Information supplied:

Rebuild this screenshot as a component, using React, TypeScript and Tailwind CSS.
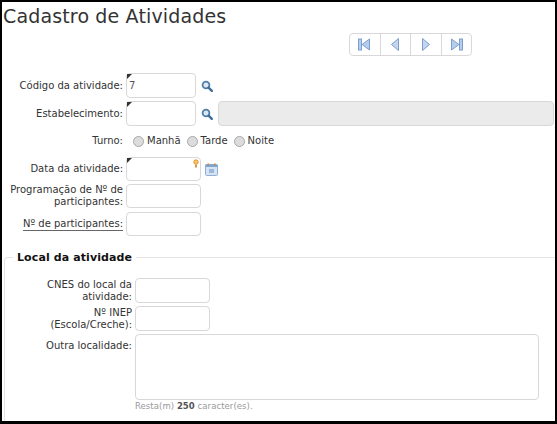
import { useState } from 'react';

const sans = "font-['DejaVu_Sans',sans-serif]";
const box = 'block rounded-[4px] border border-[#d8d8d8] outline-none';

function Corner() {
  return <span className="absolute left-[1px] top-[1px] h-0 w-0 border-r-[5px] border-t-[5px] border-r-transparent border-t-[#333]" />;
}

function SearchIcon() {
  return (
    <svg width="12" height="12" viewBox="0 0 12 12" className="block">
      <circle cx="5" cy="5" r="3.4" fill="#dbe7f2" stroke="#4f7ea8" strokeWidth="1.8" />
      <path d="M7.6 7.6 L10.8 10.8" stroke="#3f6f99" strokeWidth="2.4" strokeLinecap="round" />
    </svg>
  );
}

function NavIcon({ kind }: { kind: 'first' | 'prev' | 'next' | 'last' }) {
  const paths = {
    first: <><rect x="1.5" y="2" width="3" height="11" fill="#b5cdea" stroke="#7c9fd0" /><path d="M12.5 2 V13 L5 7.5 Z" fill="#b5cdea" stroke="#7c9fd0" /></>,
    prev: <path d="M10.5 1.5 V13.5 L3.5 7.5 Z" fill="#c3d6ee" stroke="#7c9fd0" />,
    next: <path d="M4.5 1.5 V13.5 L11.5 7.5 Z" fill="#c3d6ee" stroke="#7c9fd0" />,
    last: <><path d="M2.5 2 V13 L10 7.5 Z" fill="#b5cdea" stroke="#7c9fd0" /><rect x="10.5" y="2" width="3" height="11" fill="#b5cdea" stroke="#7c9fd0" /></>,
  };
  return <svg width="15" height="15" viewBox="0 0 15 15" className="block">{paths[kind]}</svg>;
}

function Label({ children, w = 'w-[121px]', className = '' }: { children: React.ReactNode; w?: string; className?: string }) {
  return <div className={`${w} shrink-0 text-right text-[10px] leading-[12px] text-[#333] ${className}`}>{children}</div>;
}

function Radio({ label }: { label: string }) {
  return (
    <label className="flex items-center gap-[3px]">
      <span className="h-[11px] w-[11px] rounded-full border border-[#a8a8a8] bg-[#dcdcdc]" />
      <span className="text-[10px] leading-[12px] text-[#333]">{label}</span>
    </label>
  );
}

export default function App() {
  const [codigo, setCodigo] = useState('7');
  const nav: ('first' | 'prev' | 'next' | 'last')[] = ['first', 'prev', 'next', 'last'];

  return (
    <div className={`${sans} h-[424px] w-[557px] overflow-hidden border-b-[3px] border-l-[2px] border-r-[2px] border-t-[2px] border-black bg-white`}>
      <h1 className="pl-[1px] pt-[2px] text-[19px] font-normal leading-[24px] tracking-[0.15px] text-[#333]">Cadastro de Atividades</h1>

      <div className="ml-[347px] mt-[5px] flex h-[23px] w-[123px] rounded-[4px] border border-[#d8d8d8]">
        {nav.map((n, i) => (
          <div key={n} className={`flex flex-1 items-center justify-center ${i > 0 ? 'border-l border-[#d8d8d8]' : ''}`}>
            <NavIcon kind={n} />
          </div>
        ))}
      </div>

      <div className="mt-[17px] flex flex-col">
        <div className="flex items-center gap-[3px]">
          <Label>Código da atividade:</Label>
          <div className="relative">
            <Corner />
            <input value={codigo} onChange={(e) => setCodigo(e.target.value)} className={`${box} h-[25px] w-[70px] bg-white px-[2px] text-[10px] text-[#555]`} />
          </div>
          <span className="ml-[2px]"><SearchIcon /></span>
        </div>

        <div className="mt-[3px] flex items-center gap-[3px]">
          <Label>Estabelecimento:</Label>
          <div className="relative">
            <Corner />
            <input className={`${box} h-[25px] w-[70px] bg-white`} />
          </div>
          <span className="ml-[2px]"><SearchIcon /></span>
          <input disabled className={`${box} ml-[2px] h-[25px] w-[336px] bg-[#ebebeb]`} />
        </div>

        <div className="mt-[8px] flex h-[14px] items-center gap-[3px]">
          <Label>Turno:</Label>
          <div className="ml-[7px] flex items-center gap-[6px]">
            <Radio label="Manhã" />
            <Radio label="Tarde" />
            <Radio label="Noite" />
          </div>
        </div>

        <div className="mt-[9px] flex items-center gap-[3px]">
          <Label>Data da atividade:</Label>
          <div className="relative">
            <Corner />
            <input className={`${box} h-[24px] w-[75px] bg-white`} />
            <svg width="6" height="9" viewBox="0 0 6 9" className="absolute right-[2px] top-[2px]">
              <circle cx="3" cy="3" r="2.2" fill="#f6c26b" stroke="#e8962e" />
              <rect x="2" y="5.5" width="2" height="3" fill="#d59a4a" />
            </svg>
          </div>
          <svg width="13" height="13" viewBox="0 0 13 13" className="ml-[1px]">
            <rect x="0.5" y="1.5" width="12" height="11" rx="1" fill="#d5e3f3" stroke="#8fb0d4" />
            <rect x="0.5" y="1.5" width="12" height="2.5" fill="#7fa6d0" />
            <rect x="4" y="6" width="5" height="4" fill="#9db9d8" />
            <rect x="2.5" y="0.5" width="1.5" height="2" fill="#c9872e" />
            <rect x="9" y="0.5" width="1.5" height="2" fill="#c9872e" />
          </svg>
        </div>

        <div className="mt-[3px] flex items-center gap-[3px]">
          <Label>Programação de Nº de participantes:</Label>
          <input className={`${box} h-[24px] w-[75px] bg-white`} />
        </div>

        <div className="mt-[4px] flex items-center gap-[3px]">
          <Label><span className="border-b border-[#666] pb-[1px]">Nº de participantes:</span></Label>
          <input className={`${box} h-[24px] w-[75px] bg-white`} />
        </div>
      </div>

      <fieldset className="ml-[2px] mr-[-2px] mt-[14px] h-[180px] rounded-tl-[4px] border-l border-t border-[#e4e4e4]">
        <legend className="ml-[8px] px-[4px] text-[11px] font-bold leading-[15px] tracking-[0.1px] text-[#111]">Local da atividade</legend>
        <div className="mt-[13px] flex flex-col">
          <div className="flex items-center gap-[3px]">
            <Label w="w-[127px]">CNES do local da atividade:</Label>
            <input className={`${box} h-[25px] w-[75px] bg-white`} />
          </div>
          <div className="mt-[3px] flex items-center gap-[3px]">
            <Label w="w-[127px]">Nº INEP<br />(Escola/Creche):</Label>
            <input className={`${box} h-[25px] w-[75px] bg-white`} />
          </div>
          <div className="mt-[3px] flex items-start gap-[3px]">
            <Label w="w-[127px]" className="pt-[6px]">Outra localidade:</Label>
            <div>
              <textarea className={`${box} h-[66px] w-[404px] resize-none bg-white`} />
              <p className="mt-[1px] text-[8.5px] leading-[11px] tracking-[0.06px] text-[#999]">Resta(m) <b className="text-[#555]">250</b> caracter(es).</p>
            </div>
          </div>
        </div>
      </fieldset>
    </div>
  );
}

To be done:
Write the full listing out again with every line unchanged, but include no pictures.

Solved exercise:
Rebuild this screenshot as a component, using React, TypeScript and Tailwind CSS.
import { useState } from 'react';

const sans = "font-['DejaVu_Sans',sans-serif]";
const box = 'block rounded-[4px] border border-[#d8d8d8] outline-none';

function Corner() {
  return <span className="absolute left-[1px] top-[1px] h-0 w-0 border-r-[5px] border-t-[5px] border-r-transparent border-t-[#333]" />;
}

function SearchIcon() {
  return (
    <svg width="12" height="12" viewBox="0 0 12 12" className="block">
      <circle cx="5" cy="5" r="3.4" fill="#dbe7f2" stroke="#4f7ea8" strokeWidth="1.8" />
      <path d="M7.6 7.6 L10.8 10.8" stroke="#3f6f99" strokeWidth="2.4" strokeLinecap="round" />
    </svg>
  );
}

function NavIcon({ kind }: { kind: 'first' | 'prev' | 'next' | 'last' }) {
  const paths = {
    first: <><rect x="1.5" y="2" width="3" height="11" fill="#b5cdea" stroke="#7c9fd0" /><path d="M12.5 2 V13 L5 7.5 Z" fill="#b5cdea" stroke="#7c9fd0" /></>,
    prev: <path d="M10.5 1.5 V13.5 L3.5 7.5 Z" fill="#c3d6ee" stroke="#7c9fd0" />,
    next: <path d="M4.5 1.5 V13.5 L11.5 7.5 Z" fill="#c3d6ee" stroke="#7c9fd0" />,
    last: <><path d="M2.5 2 V13 L10 7.5 Z" fill="#b5cdea" stroke="#7c9fd0" /><rect x="10.5" y="2" width="3" height="11" fill="#b5cdea" stroke="#7c9fd0" /></>,
  };
  return <svg width="15" height="15" viewBox="0 0 15 15" className="block">{paths[kind]}</svg>;
}

function Label({ children, w = 'w-[121px]', className = '' }: { children: React.ReactNode; w?: string; className?: string }) {
  return <div className={`${w} shrink-0 text-right text-[10px] leading-[12px] text-[#333] ${className}`}>{children}</div>;
}

function Radio({ label }: { label: string }) {
  return (
    <label className="flex items-center gap-[3px]">
      <span className="h-[11px] w-[11px] rounded-full border border-[#a8a8a8] bg-[#dcdcdc]" />
      <span className="text-[10px] leading-[12px] text-[#333]">{label}</span>
    </label>
  );
}

export default function App() {
  const [codigo, setCodigo] = useState('7');
  const nav: ('first' | 'prev' | 'next' | 'last')[] = ['first', 'prev', 'next', 'last'];

  return (
    <div className={`${sans} h-[424px] w-[557px] overflow-hidden border-b-[3px] border-l-[2px] border-r-[2px] border-t-[2px] border-black bg-white`}>
      <h1 className="pl-[1px] pt-[2px] text-[19px] font-normal leading-[24px] tracking-[0.15px] text-[#333]">Cadastro de Atividades</h1>

      <div className="ml-[347px] mt-[5px] flex h-[23px] w-[123px] rounded-[4px] border border-[#d8d8d8]">
        {nav.map((n, i) => (
          <div key={n} className={`flex flex-1 items-center justify-center ${i > 0 ? 'border-l border-[#d8d8d8]' : ''}`}>
            <NavIcon kind={n} />
          </div>
        ))}
      </div>

      <div className="mt-[17px] flex flex-col">
        <div className="flex items-center gap-[3px]">
          <Label>Código da atividade:</Label>
          <div className="relative">
            <Corner />
            <input value={codigo} onChange={(e) => setCodigo(e.target.value)} className={`${box} h-[25px] w-[70px] bg-white px-[2px] text-[10px] text-[#555]`} />
          </div>
          <span className="ml-[2px]"><SearchIcon /></span>
        </div>

        <div className="mt-[3px] flex items-center gap-[3px]">
          <Label>Estabelecimento:</Label>
          <div className="relative">
            <Corner />
            <input className={`${box} h-[25px] w-[70px] bg-white`} />
          </div>
          <span className="ml-[2px]"><SearchIcon /></span>
          <input disabled className={`${box} ml-[2px] h-[25px] w-[336px] bg-[#ebebeb]`} />
        </div>

        <div className="mt-[8px] flex h-[14px] items-center gap-[3px]">
          <Label>Turno:</Label>
          <div className="ml-[7px] flex items-center gap-[6px]">
            <Radio label="Manhã" />
            <Radio label="Tarde" />
            <Radio label="Noite" />
          </div>
        </div>

        <div className="mt-[9px] flex items-center gap-[3px]">
          <Label>Data da atividade:</Label>
          <div className="relative">
            <Corner />
            <input className={`${box} h-[24px] w-[75px] bg-white`} />
            <svg width="6" height="9" viewBox="0 0 6 9" className="absolute right-[2px] top-[2px]">
              <circle cx="3" cy="3" r="2.2" fill="#f6c26b" stroke="#e8962e" />
              <rect x="2" y="5.5" width="2" height="3" fill="#d59a4a" />
            </svg>
          </div>
          <svg width="13" height="13" viewBox="0 0 13 13" className="ml-[1px]">
            <rect x="0.5" y="1.5" width="12" height="11" rx="1" fill="#d5e3f3" stroke="#8fb0d4" />
            <rect x="0.5" y="1.5" width="12" height="2.5" fill="#7fa6d0" />
            <rect x="4" y="6" width="5" height="4" fill="#9db9d8" />
            <rect x="2.5" y="0.5" width="1.5" height="2" fill="#c9872e" />
            <rect x="9" y="0.5" width="1.5" height="2" fill="#c9872e" />
          </svg>
        </div>

        <div className="mt-[3px] flex items-center gap-[3px]">
          <Label>Programação de Nº de participantes:</Label>
          <input className={`${box} h-[24px] w-[75px] bg-white`} />
        </div>

        <div className="mt-[4px] flex items-center gap-[3px]">
          <Label><span className="border-b border-[#666] pb-[1px]">Nº de participantes:</span></Label>
          <input className={`${box} h-[24px] w-[75px] bg-white`} />
        </div>
      </div>

      <fieldset className="ml-[2px] mr-[-2px] mt-[14px] h-[180px] rounded-tl-[4px] border-l border-t border-[#e4e4e4]">
        <legend className="ml-[8px] px-[4px] text-[11px] font-bold leading-[15px] tracking-[0.1px] text-[#111]">Local da atividade</legend>
        <div className="mt-[13px] flex flex-col">
          <div className="flex items-center gap-[3px]">
            <Label w="w-[127px]">CNES do local da atividade:</Label>
            <input className={`${box} h-[25px] w-[75px] bg-white`} />
          </div>
          <div className="mt-[3px] flex items-center gap-[3px]">
            <Label w="w-[127px]">Nº INEP<br />(Escola/Creche):</Label>
            <input className={`${box} h-[25px] w-[75px] bg-white`} />
          </div>
          <div className="mt-[3px] flex items-start gap-[3px]">
            <Label w="w-[127px]" className="pt-[6px]">Outra localidade:</Label>
            <div>
              <textarea className={`${box} h-[66px] w-[404px] resize-none bg-white`} />
              <p className="mt-[1px] text-[8.5px] leading-[11px] tracking-[0.06px] text-[#999]">Resta(m) <b className="text-[#555]">250</b> caracter(es).</p>
            </div>
          </div>
        </div>
      </fieldset>
    </div>
  );
}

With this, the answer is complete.